| THE TASK |
Copy out the data exactly, leaving the pictures behind.
--- START OF INFORMATION SUPPLIED ---
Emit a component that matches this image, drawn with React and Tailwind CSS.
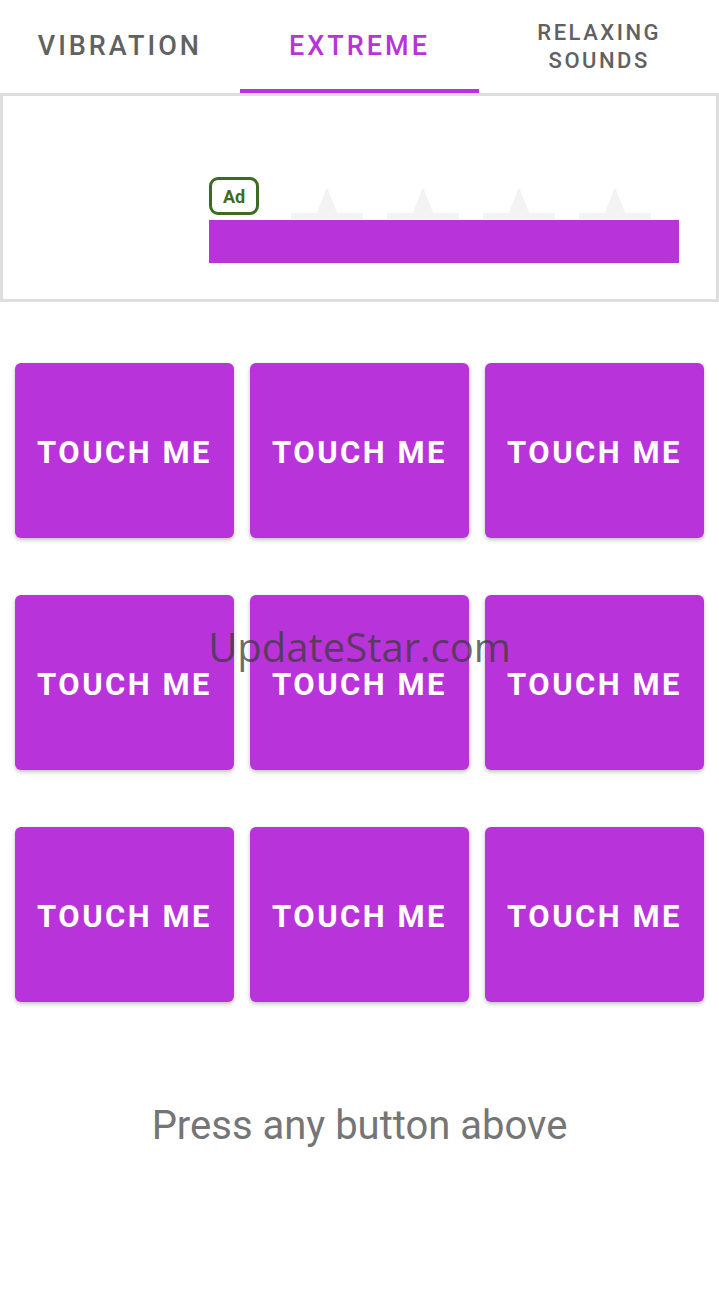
import React from 'react';

const tabs = ['VIBRATION', 'EXTREME', 'RELAXING SOUNDS'];

function Tab({ label, active }) {
  if (label === 'RELAXING SOUNDS') {
    return (
      <div className="flex-1 flex flex-col items-center justify-center text-[22px] leading-[28px] font-medium tracking-[2.5px] text-[#616161]">
        <span>RELAXING</span>
        <span>SOUNDS</span>
      </div>
    );
  }
  return (
    <div className="flex-1 relative flex items-center justify-center">
      <span className={`text-[27px] font-medium tracking-[3px] ${active ? 'text-[#b933db]' : 'text-[#616161]'}`}>{label}</span>
      {active && <div className="absolute bottom-0 left-0 right-0 h-1 bg-[#b933db]" />}
    </div>
  );
}

export default function App() {
  const cells = Array.from({ length: 9 });
  return (
    <div className="relative w-[719px] min-h-[1289px] bg-white" style={{ fontFamily: 'Roboto, "Liberation Sans", sans-serif' }}>
      <div className="flex h-[93px]">
        {tabs.map((t) => (
          <Tab key={t} label={t} active={t === 'EXTREME'} />
        ))}
      </div>

      <div className="h-[209px] border-[3px] border-[#dedede] pl-[206px] pt-[81px]">
        <div className="flex items-end">
          <div className="w-[50px] h-[38px] border-[3px] border-[#3d6b22] rounded-[9px] flex items-center justify-center text-[18px] font-bold text-[#3d6b22]">
            Ad
          </div>
          <svg width="420" height="40" viewBox="0 0 420 40" className="-mb-[4px]">
            {[68, 164, 260, 356].map((x) => (
              <g key={x} fill="#f3f3f3">
                <polygon points={`${x - 11},36 ${x},8 ${x + 11},36`} />
                <rect x={x - 36} y="34" width="72" height="6" />
              </g>
            ))}
          </svg>
        </div>
        <div className="mt-[5px] w-[470px] h-[43px] bg-[#b933db]" />
      </div>

      <div className="mt-[61px] px-[15px] grid grid-cols-3 gap-x-4 gap-y-[57px]">
        {cells.map((_, i) => (
          <div
            key={i}
            className="h-[175px] rounded-md bg-[#b933db] shadow-[0_2px_4px_rgba(0,0,0,0.25)] flex items-center justify-center pt-[5px] text-white text-[31px] font-bold tracking-[2.5px]"
          >
            TOUCH ME
          </div>
        ))}
      </div>

      <div className="mt-[94px] text-center text-[40px] text-[#757575]">Press any button above</div>

      <div className="absolute top-[617px] left-0 right-0 text-center text-[40px] text-[rgba(60,60,60,0.75)] pointer-events-none" style={{ fontFamily: '"Open Sans", sans-serif' }}>
        UpdateStar.com
      </div>
    </div>
  );
}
--- END OF INFORMATION SUPPLIED ---
| RESPONSE TO THE TASK |
Emit a component that matches this image, drawn with React and Tailwind CSS.
import React from 'react';

const tabs = ['VIBRATION', 'EXTREME', 'RELAXING SOUNDS'];

function Tab({ label, active }) {
  if (label === 'RELAXING SOUNDS') {
    return (
      <div className="flex-1 flex flex-col items-center justify-center text-[22px] leading-[28px] font-medium tracking-[2.5px] text-[#616161]">
        <span>RELAXING</span>
        <span>SOUNDS</span>
      </div>
    );
  }
  return (
    <div className="flex-1 relative flex items-center justify-center">
      <span className={`text-[27px] font-medium tracking-[3px] ${active ? 'text-[#b933db]' : 'text-[#616161]'}`}>{label}</span>
      {active && <div className="absolute bottom-0 left-0 right-0 h-1 bg-[#b933db]" />}
    </div>
  );
}

export default function App() {
  const cells = Array.from({ length: 9 });
  return (
    <div className="relative w-[719px] min-h-[1289px] bg-white" style={{ fontFamily: 'Roboto, "Liberation Sans", sans-serif' }}>
      <div className="flex h-[93px]">
        {tabs.map((t) => (
          <Tab key={t} label={t} active={t === 'EXTREME'} />
        ))}
      </div>

      <div className="h-[209px] border-[3px] border-[#dedede] pl-[206px] pt-[81px]">
        <div className="flex items-end">
          <div className="w-[50px] h-[38px] border-[3px] border-[#3d6b22] rounded-[9px] flex items-center justify-center text-[18px] font-bold text-[#3d6b22]">
            Ad
          </div>
          <svg width="420" height="40" viewBox="0 0 420 40" className="-mb-[4px]">
            {[68, 164, 260, 356].map((x) => (
              <g key={x} fill="#f3f3f3">
                <polygon points={`${x - 11},36 ${x},8 ${x + 11},36`} />
                <rect x={x - 36} y="34" width="72" height="6" />
              </g>
            ))}
          </svg>
        </div>
        <div className="mt-[5px] w-[470px] h-[43px] bg-[#b933db]" />
      </div>

      <div className="mt-[61px] px-[15px] grid grid-cols-3 gap-x-4 gap-y-[57px]">
        {cells.map((_, i) => (
          <div
            key={i}
            className="h-[175px] rounded-md bg-[#b933db] shadow-[0_2px_4px_rgba(0,0,0,0.25)] flex items-center justify-center pt-[5px] text-white text-[31px] font-bold tracking-[2.5px]"
          >
            TOUCH ME
          </div>
        ))}
      </div>

      <div className="mt-[94px] text-center text-[40px] text-[#757575]">Press any button above</div>

      <div className="absolute top-[617px] left-0 right-0 text-center text-[40px] text-[rgba(60,60,60,0.75)] pointer-events-none" style={{ fontFamily: '"Open Sans", sans-serif' }}>
        UpdateStar.com
      </div>
    </div>
  );
}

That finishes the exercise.